[Records from a dataset]
>> Begin

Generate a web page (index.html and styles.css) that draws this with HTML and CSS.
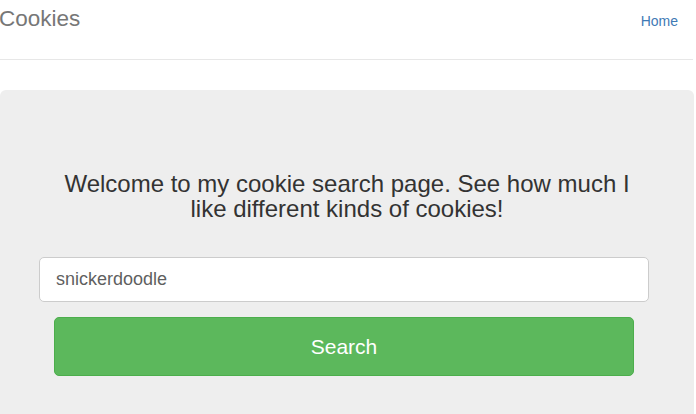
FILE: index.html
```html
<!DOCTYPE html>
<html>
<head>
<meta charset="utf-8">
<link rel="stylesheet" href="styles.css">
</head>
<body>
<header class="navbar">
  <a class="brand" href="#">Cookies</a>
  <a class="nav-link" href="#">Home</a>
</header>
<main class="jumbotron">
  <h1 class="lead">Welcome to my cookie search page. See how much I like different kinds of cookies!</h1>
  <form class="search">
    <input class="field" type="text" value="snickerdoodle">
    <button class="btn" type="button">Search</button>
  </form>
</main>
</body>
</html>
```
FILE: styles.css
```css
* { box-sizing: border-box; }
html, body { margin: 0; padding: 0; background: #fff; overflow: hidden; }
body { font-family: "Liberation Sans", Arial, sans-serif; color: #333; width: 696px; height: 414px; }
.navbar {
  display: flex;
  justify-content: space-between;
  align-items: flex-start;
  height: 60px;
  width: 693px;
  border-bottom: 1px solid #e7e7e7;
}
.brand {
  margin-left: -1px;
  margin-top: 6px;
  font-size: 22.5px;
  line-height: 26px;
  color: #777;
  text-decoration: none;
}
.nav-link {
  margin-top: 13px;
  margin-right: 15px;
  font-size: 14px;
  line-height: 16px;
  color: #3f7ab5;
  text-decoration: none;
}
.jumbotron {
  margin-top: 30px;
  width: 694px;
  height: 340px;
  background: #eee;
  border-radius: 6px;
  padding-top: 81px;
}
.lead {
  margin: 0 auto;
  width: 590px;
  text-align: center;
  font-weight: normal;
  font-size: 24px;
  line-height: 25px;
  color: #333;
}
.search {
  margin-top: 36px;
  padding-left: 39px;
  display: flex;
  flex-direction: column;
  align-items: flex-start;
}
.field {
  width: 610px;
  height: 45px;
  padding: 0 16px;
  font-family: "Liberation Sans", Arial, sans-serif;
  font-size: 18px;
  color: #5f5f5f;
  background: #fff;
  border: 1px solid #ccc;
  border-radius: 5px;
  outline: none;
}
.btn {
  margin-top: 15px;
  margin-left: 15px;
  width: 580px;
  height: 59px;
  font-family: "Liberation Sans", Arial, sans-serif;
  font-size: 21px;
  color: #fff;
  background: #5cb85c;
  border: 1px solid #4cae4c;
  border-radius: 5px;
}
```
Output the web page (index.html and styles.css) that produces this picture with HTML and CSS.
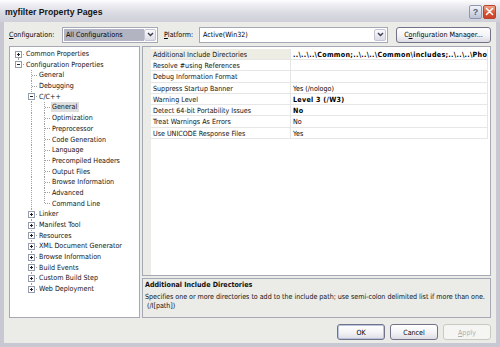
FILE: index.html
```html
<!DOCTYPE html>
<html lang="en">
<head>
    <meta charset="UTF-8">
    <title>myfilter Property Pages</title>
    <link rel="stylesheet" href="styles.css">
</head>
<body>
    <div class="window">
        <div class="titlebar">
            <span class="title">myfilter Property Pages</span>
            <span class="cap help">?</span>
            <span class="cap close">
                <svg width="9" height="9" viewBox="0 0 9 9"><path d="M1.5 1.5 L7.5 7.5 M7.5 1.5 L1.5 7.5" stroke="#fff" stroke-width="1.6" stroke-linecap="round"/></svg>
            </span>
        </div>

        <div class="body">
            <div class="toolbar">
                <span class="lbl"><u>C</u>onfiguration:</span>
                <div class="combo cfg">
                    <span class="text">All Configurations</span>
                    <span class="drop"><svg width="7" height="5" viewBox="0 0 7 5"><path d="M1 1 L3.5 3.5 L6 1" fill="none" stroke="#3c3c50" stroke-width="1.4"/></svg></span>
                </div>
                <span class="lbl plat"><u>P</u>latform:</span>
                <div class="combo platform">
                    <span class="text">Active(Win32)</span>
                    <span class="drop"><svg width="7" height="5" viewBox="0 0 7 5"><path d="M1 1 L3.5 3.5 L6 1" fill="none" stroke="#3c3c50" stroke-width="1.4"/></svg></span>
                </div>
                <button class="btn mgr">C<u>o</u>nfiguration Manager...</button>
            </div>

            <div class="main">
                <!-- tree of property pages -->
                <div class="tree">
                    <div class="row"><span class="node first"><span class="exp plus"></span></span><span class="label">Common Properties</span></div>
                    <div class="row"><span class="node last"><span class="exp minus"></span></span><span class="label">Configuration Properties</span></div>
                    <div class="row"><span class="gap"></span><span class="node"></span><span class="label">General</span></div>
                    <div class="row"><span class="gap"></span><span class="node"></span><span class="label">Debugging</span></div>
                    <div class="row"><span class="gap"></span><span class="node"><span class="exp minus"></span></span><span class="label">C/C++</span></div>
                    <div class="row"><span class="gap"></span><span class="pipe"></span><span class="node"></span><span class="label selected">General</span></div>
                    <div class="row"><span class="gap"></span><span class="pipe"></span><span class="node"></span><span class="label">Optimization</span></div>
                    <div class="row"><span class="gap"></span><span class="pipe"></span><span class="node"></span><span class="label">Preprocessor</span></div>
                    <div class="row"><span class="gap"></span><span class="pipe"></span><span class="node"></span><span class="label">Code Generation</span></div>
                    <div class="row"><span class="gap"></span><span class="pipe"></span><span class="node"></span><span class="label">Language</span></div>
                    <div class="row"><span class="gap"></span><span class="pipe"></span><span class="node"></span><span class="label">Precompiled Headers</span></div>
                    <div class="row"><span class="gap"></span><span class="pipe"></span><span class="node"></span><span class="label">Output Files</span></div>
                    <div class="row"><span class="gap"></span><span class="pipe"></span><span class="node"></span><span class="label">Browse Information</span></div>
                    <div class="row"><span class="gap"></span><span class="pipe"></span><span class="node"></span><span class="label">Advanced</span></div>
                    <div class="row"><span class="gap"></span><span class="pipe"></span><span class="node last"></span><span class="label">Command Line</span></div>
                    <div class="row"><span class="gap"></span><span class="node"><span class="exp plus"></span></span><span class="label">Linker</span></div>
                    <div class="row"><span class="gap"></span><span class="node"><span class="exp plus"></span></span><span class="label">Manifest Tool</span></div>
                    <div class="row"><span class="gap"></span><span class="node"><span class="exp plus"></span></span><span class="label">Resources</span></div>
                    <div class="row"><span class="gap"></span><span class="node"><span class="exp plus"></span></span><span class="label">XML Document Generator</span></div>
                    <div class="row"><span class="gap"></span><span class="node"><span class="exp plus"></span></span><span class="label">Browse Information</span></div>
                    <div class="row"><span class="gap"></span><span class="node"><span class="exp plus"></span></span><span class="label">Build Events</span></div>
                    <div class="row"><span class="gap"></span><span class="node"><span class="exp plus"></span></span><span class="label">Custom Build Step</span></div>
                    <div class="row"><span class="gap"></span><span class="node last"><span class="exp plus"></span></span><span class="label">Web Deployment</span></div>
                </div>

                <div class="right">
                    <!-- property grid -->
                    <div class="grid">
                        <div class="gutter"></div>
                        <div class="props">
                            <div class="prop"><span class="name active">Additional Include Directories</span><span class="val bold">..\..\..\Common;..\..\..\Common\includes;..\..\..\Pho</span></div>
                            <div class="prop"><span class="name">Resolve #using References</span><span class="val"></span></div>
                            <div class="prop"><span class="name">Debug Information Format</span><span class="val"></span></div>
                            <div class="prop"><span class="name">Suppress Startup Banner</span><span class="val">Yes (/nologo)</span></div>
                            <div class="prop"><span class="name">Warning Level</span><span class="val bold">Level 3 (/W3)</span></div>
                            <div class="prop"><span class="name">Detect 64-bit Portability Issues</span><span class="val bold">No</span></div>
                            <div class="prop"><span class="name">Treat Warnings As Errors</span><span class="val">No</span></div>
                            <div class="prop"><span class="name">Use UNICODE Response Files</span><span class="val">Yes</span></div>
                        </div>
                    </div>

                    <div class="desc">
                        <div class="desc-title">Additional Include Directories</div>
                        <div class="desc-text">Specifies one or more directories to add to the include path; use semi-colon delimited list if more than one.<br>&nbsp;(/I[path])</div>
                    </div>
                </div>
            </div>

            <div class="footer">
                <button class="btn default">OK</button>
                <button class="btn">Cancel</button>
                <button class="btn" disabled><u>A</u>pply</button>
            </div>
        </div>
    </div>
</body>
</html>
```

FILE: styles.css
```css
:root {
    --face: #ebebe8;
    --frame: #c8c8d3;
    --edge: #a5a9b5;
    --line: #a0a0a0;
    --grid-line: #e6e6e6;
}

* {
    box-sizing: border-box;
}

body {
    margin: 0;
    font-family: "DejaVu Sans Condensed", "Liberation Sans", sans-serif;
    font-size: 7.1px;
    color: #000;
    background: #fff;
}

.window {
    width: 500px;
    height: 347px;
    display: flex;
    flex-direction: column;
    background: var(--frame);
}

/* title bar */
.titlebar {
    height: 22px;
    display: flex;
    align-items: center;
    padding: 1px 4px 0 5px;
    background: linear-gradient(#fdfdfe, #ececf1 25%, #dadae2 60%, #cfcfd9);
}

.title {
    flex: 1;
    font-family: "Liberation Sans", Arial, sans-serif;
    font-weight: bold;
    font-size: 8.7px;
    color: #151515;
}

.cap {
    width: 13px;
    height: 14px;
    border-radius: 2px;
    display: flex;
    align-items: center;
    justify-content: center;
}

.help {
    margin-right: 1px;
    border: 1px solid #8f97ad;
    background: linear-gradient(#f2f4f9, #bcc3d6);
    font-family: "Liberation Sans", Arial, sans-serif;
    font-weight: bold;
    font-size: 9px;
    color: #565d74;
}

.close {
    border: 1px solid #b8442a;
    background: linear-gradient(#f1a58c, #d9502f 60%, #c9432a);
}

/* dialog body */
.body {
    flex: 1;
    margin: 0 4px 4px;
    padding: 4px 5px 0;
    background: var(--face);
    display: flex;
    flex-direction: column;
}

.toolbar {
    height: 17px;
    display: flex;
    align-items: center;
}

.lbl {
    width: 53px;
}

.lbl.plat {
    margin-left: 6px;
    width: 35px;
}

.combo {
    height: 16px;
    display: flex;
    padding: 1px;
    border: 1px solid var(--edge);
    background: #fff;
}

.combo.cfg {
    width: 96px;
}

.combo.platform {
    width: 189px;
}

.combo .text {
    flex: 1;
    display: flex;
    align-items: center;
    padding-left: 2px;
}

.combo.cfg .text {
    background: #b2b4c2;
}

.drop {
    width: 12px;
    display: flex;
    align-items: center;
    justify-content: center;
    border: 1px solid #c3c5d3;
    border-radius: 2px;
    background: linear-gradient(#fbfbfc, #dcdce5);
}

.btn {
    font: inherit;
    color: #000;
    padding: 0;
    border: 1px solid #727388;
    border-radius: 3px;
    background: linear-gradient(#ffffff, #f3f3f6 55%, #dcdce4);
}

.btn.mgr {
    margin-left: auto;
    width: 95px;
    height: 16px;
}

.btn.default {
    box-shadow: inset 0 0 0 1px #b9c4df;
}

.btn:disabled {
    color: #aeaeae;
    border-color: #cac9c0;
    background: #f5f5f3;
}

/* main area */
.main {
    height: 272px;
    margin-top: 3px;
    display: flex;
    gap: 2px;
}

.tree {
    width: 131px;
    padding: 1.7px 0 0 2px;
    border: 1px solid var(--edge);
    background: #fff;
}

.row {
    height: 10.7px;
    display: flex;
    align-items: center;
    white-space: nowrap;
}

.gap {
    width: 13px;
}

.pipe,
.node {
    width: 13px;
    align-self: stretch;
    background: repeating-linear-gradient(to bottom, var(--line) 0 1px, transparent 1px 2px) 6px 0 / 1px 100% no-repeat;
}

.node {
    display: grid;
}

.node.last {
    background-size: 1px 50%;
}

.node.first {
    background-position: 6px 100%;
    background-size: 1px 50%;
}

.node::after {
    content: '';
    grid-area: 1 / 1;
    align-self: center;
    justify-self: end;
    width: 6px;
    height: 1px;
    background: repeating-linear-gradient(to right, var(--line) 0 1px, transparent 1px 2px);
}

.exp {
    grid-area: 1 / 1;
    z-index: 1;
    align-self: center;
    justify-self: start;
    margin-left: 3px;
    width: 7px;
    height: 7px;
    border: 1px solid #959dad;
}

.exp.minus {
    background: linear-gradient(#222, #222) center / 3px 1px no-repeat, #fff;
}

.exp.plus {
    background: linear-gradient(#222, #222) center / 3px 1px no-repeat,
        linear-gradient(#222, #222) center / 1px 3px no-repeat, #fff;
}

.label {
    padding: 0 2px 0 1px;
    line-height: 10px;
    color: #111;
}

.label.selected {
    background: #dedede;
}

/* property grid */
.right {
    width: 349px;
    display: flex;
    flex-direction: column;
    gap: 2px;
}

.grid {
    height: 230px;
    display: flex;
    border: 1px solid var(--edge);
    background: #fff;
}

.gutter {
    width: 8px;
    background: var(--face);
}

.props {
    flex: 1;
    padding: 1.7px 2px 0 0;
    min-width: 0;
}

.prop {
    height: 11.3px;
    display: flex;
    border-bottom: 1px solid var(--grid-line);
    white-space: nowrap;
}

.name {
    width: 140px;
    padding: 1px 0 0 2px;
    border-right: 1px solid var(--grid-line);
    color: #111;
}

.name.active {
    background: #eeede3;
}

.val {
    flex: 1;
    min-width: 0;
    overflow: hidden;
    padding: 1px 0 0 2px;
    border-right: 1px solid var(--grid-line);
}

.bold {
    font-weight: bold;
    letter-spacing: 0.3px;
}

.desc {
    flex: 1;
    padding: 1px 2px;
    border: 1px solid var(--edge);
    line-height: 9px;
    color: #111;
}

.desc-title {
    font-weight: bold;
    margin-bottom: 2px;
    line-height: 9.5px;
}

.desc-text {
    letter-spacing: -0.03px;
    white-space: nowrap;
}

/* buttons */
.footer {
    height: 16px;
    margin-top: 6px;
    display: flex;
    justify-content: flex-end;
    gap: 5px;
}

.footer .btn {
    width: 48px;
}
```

>> End

Each line that has the word "this" should be copied.

Reply ▸
Generate a web page (index.html and styles.css) that draws this with HTML and CSS.
Output the web page (index.html and styles.css) that produces this picture with HTML and CSS.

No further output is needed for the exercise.